Furthermore, given that UVA from sunlight is abundant over a broader range of dates and times than UVB, the vulnerability of SARS-CoV-2 to UVA would mean sunlight has much greater potential to inactivate the virus than was previously thought.

"This vulnerability could enable disinfection using inexpensive and efficient UVA light sources," write Luzzatto-Fegiz and colleagues.

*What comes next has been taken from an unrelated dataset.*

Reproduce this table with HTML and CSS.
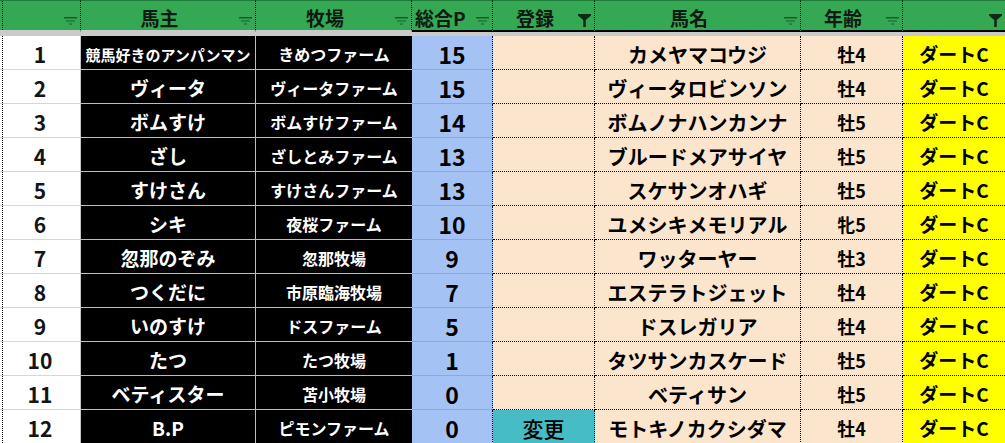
FILE: index.html
```html
<!DOCTYPE html>
<html lang="ja">
<head>
<meta charset="utf-8">
<title>馬主一覧</title>
<link rel="stylesheet" href="styles.css">
</head>
<body>
<div class="sheet">
  <div class="row head">
    <div class="h c0"><span class="lbl"></span><span class="flt"><svg width="13" height="8" viewBox="0 0 13 8"><rect x="0" y="0" width="13" height="1.5"/><rect x="2" y="3.5" width="9" height="1"/><rect x="5" y="6.5" width="3" height="1"/></svg></span></div>
    <div class="h c1"><span class="lbl">馬主</span><span class="flt"><svg width="13" height="8" viewBox="0 0 13 8"><rect x="0" y="0" width="13" height="1.5"/><rect x="2" y="3.5" width="9" height="1"/><rect x="5" y="6.5" width="3" height="1"/></svg></span></div>
    <div class="h c2"><span class="lbl">牧場</span><span class="flt"><svg width="13" height="8" viewBox="0 0 13 8"><rect x="0" y="0" width="13" height="1.5"/><rect x="2" y="3.5" width="9" height="1"/><rect x="5" y="6.5" width="3" height="1"/></svg></span></div>
    <div class="h c3 blk"><span class="lbl">総合P</span><span class="flt"><svg width="13" height="8" viewBox="0 0 13 8"><rect x="0" y="0" width="13" height="1.5"/><rect x="2" y="3.5" width="9" height="1"/><rect x="5" y="6.5" width="3" height="1"/></svg></span></div>
    <div class="h c4 blk"><span class="lbl">登録</span><span class="flt on"><svg width="13" height="13" viewBox="0 0 13 13"><path d="M0 0H13V1.5L7.8 6V13H5.2V6L0 1.5Z"/></svg></span></div>
    <div class="h c5 blk"><span class="lbl">馬名</span><span class="flt"><svg width="13" height="8" viewBox="0 0 13 8"><rect x="0" y="0" width="13" height="1.5"/><rect x="2" y="3.5" width="9" height="1"/><rect x="5" y="6.5" width="3" height="1"/></svg></span></div>
    <div class="h c6 blk"><span class="lbl">年齢</span><span class="flt"><svg width="13" height="8" viewBox="0 0 13 8"><rect x="0" y="0" width="13" height="1.5"/><rect x="2" y="3.5" width="9" height="1"/><rect x="5" y="6.5" width="3" height="1"/></svg></span></div>
    <div class="h c7 blk"><span class="lbl"></span><span class="flt on"><svg width="13" height="13" viewBox="0 0 13 13"><path d="M0 0H13V1.5L7.8 6V13H5.2V6L0 1.5Z"/></svg></span></div>
  </div>
  <div class="band"></div>

  <div class="row"><div class="c c0">1</div><div class="c c1 small">競馬好きのアンパンマン</div><div class="c c2">きめつファーム</div><div class="c c3">15</div><div class="c c4"></div><div class="c c5">カメヤマコウジ</div><div class="c c6">牡4</div><div class="c c7">ダートC</div></div>
  <div class="row"><div class="c c0">2</div><div class="c c1">ヴィータ</div><div class="c c2">ヴィータファーム</div><div class="c c3">15</div><div class="c c4"></div><div class="c c5">ヴィータロビンソン</div><div class="c c6">牡4</div><div class="c c7">ダートC</div></div>
  <div class="row"><div class="c c0">3</div><div class="c c1">ボムすけ</div><div class="c c2">ボムすけファーム</div><div class="c c3">14</div><div class="c c4"></div><div class="c c5">ボムノナハンカンナ</div><div class="c c6">牡5</div><div class="c c7">ダートC</div></div>
  <div class="row"><div class="c c0">4</div><div class="c c1">ざし</div><div class="c c2">ざしとみファーム</div><div class="c c3">13</div><div class="c c4"></div><div class="c c5">ブルードメアサイヤ</div><div class="c c6">牡5</div><div class="c c7">ダートC</div></div>
  <div class="row"><div class="c c0">5</div><div class="c c1">すけさん</div><div class="c c2">すけさんファーム</div><div class="c c3">13</div><div class="c c4"></div><div class="c c5">スケサンオハギ</div><div class="c c6">牡5</div><div class="c c7">ダートC</div></div>
  <div class="row"><div class="c c0">6</div><div class="c c1">シキ</div><div class="c c2">夜桜ファーム</div><div class="c c3">10</div><div class="c c4"></div><div class="c c5">ユメシキメモリアル</div><div class="c c6">牝5</div><div class="c c7">ダートC</div></div>
  <div class="row"><div class="c c0">7</div><div class="c c1">忽那のぞみ</div><div class="c c2">忽那牧場</div><div class="c c3">9</div><div class="c c4"></div><div class="c c5">ワッターヤー</div><div class="c c6">牡3</div><div class="c c7">ダートC</div></div>
  <div class="row"><div class="c c0">8</div><div class="c c1">つくだに</div><div class="c c2">市原臨海牧場</div><div class="c c3">7</div><div class="c c4"></div><div class="c c5">エステラトジェット</div><div class="c c6">牡4</div><div class="c c7">ダートC</div></div>
  <div class="row"><div class="c c0">9</div><div class="c c1">いのすけ</div><div class="c c2">ドスファーム</div><div class="c c3">5</div><div class="c c4"></div><div class="c c5">ドスレガリア</div><div class="c c6">牡4</div><div class="c c7">ダートC</div></div>
  <div class="row"><div class="c c0">10</div><div class="c c1">たつ</div><div class="c c2">たつ牧場</div><div class="c c3">1</div><div class="c c4"></div><div class="c c5">タツサンカスケード</div><div class="c c6">牡5</div><div class="c c7">ダートC</div></div>
  <div class="row"><div class="c c0">11</div><div class="c c1">ベティスター</div><div class="c c2">苫小牧場</div><div class="c c3">0</div><div class="c c4"></div><div class="c c5">ベティサン</div><div class="c c6">牡5</div><div class="c c7">ダートC</div></div>
  <div class="row"><div class="c c0">12</div><div class="c c1">B.P</div><div class="c c2">ピモンファーム</div><div class="c c3">0</div><div class="c c4 chg">変更</div><div class="c c5">モトキノカクシダマ</div><div class="c c6">牡4</div><div class="c c7">ダートC</div></div>
</div>
</body>
</html>
```

FILE: styles.css
```css
html, body {
  margin: 0;
  padding: 0;
  background: #ffffff;
  overflow: hidden;
}

.sheet {
  width: 1005px;
  height: 443px;
  overflow: hidden;
  font-family: "Noto Sans CJK JP", "Noto Sans", sans-serif;
  font-weight: 700;
  color: #000;
}

.row {
  display: grid;
  grid-template-columns: 81px 175px 156px 81px 102px 206px 102px 102px;
  height: 34px;
}

.row.head {
  height: 32px;
}

.band {
  height: 4px;
  background: #cacaca;
}

/* header cells */
.h {
  box-sizing: border-box;
  height: 32px;
  background: #34a853;
  border-top: 1px solid #1f7d3b;
  border-right: 1px dotted #000;
  border-bottom: 2px solid #cacaca;
  display: flex;
  align-items: stretch;
  padding-right: 3px;
}

.h.blk {
  border-bottom-color: #000;
}

.h.c7 {
  border-right: none;
}

.h.c0 {
  background-color: #34a853;
  background-image: repeating-linear-gradient(to bottom, #000 0 1px, transparent 1px 2px);
  background-size: 1px 100%;
  background-position: 2px 0;
  background-repeat: no-repeat;
}

.lbl {
  flex: 1;
  display: flex;
  align-items: center;
  justify-content: center;
  font-size: 19px;
  line-height: 1;
  padding-top: 4px;
  color: #0f1a12;
  white-space: nowrap;
}

.h.c3 .lbl {
  justify-content: flex-start;
  padding-left: 3px;
}

.flt {
  width: 14px;
  display: flex;
  align-items: flex-end;
  justify-content: center;
  padding-bottom: 5px;
  fill: #1b5a2d;
}

.flt.on {
  padding-bottom: 3px;
  fill: #112a18;
}

/* body cells */
.c {
  box-sizing: border-box;
  height: 34px;
  display: flex;
  align-items: center;
  justify-content: center;
  line-height: 1.2;
  padding-top: 4px;
  white-space: nowrap;
}

.c.c0 {
  background-color: #fff;
  background-image: repeating-linear-gradient(to bottom, #000 0 1px, transparent 1px 2px);
  background-size: 1px 100%;
  background-position: 2px 0;
  background-repeat: no-repeat;
  border-right: 1px solid #c6c6c6;
  border-bottom: 1px solid #d6d6d6;
  font-size: 21px;
  color: #141414;
}

.c.c1,
.c.c2 {
  background: #000;
  color: #fff;
  border-bottom: 1px solid #bdbdbd;
}

.c.c1 {
  border-right: 1px solid #bdbdbd;
  font-size: 19px;
}

.c.c1.small {
  font-size: 15px;
}

.c.c2 {
  font-size: 16px;
}

.c.c3 {
  background: #a4c2f4;
  border-bottom: 1px solid #8fa8d6;
  border-right: 1px dotted #000;
  font-size: 23px;
}

.c.c4,
.c.c5,
.c.c6 {
  background: #fce5cd;
  border-right: 1px dotted #000;
  border-bottom: 1px dotted #000;
}

.c.c4 {
  font-size: 21px;
}

.c.c4.chg {
  background: #46bdc6;
  font-weight: 500;
}

.c.c5 {
  font-size: 20px;
}

.c.c6 {
  font-size: 18px;
}

.c.c7 {
  background: #ffff00;
  border-bottom: 1px dotted #000;
  font-size: 19px;
}
```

Comparison of theories with data for SARS-CoV-2 on stainless steel surfaces. (A, B, C): simulated saliva, (D, E, F): gMEM (complete growth medium). (A, D): high simulated sunlight, (B, E): medium simulated sunlight, (C, F): low simulated sunlight. Purple dotted line: UVB-only theory (Equation 3) with D37,UVC = 3.0 J/m2 [6,7]. Green dot-dashed line: UVB-only theory with D37,UVC from a fit to all data. Solid line: present model, combining UVB model (with D37,UVC = 3.0 J/m2 ) and UVA model, with D37,UVA from fits using all data for each medium. Symbols: data of Ratnesar-Shumate et al. [2]; for clarity, averages at each time are plotted, with error bars showing standard deviation.

What did the researchers do?

Now, the team has tested the hypothesis that using an inactivation model that includes UVA may improve agreement across SARS-CoV-2 experiments and reveal UVA sensitivities that are comparable to those observed with other viruses.

The researchers found that a model based exclusively on a mechanism driven by the direct, endogenous effects of UVB was not enough to account for the rapid decay of SARS-CoV-2 on exposure to simulated sunlight. However, a model that considered indirect, exogenous inactivation by UVA improved agreement with the data currently available, irrespective of the experimental conditions.

Furthermore, the UVA sensitivities calculated for SARS-CoV-2 were similar to those established for SARS-CoV-1 and influenza once those viruses were exposed to UVA only.

The effects of UVA and UVB exposure need to be tested separately

The researchers say there is a need for targeted experiments that assess the effects of SARS-CoV-2 exposure to UVA and UVB separately and that future sunlight inactivation models may need to include the effect of UVA.

"If UVA sensitivity is confirmed, sunlight could mitigate outdoor transmission over a broader range of latitudes and daytimes than previously expected, since UVA is less strongly absorbed by atmospheric ozone than UVB," they write.

"Furthermore, inexpensive and energy-efficient UVA sources might be used to augment air filtration systems at relatively low risk for human health, especially in high-risk settings such as hospitals and public transportation," concludes the team.

*Important notice: bioRxiv publishes preliminary scientific reports that are not peer-reviewed and, therefore, should not be regarded as conclusive, guide clinical practice/health-related behavior, or treated as established information.